Unesco: l’AI è sessista perché ci lavorano troppo poche donne

Uno studio dimostra che veicola stereotipi e pregiudizi

Gli anni passano, le società cambiano ma i pregiudizi , come quelli sessisti o razzisti, hanno vita lunga. A denunciare questa volta gli orientamenti sessisti dell’AI è l’Unesco, l’organizzazione delle Nazioni Unite per l’educazione, la scienza e la cultura, preoccupata che i grandi modelli  in open source come Meta  e OpenAI veicolino contenuti « senza equivoci nei confronti delle donne ».

Secondo uno studio  effettuato dall’agosto scorso all’inizio di marzo, i modelli GTP2 e 3 di OpenAI e LLama2 del rivale Meta, tendono ad associare maggiormente  nomi femminili a parole come casa, famiglia e bambini mentre quelli maschili sono prevalentemente accoppiati a carriera, salario o commercio. Sollecitati ad allargare i loro orizzonti  a persone di diverse origine e genere, questi modelli hanno generato storie in  cui si ripetevano gli stereotipi di sempre sia per quanto riguardava le donne o le culture minoritarie . Cosicché, rileva l’Unesco, un uomo inglese tende ad essere rappresentato come un professore, un impiegato di banca o un autista mentre una donna inglese, in almeno il 30% dei testi generati, come una indossatrice, una prostituta o una cameriera.

L’incapacità di rappresentare l’intero ventaglio dei loro utilizzatori rischia di alimentare ulteriormente stereotipi e pregiudizi in quanto, sottolinea l’organizzazione ,« più verrà utilizzata AI maggiormente queste applicazioni avranno modo di influenzare la percezione di milioni di persone. E quindi  la presenza stessa di un minimo pregiudizio sessista nei contenuti che genera può amplificare in modo significativo le ineguaglianze nel mondo reale »  spiega la sua direttrice Audrey Azoulay.

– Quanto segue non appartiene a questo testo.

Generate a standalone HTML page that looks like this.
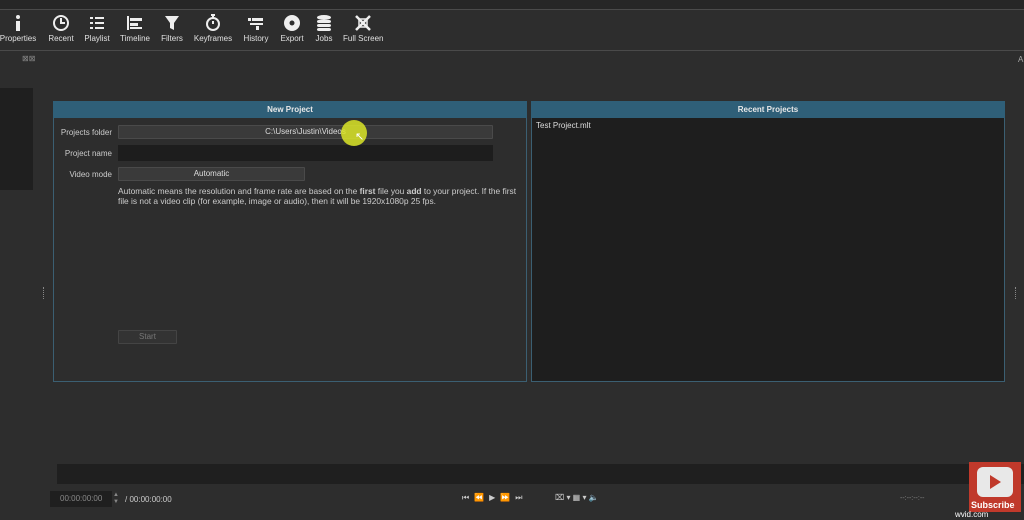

Per lottare contro stereotipi e discriminazioni l’Unesco invita le aziende del settore a diversificare le loro équipes di ingegneri  accogliendo nelle loro file un maggior numero di donne. Attualmente, secondo il foro economico mondiale, le donne rappresentano solo il 22% del personale impiegatp nell’AI. E’ da anni ormai che si riproverano all’AI pregiudizi sessisti e razzisti. Già anni fa Science rilevava come la tecnologia del Machine learning riproduce gli orientamenti umani, nel bene e nel male.
 
«I nostri risultati suggeriscono che se noi fabbrichiamo un sistema intelligente  che riesce ad imparare quel tanto delle proprierà di linguaggio per essere in grado di capirlo e produrlo, in questo processo acquisirà anche associazioni  culturali e storiche, di cui alcune possono essere problematiche ». « Molti accusano l’AI di nutrire pregiudizi. Non è così. Siamo noi che abbiamo pregiudizi e l‘AI li impara » aveva precisato la ricercatrice Joanna Bryson che aveva collaborato allo studio pubblicato dalla rivista.

Stereotipi che possono avere effetti negativi in molti campi, come la richiesta di un prestito o l’esame di curriculum, se le domande di prestiti o di assunzioni dovessero essere esaminate basandosi su algoritmi che utilizzano dati creati dall’uomo e che quindi, se da una parte possono facilitare il compito, dall’altra rischiano di riprodurre  pregiudizi e ingiustizie.

Sarà bene dunque che l’AI, che si accinge ad avere un’enorme influenza sulle nostre società, faccia rapidamente sostanziali passi avanti  per liberare, uomini e macchine, da stereotipi e pregiudizi.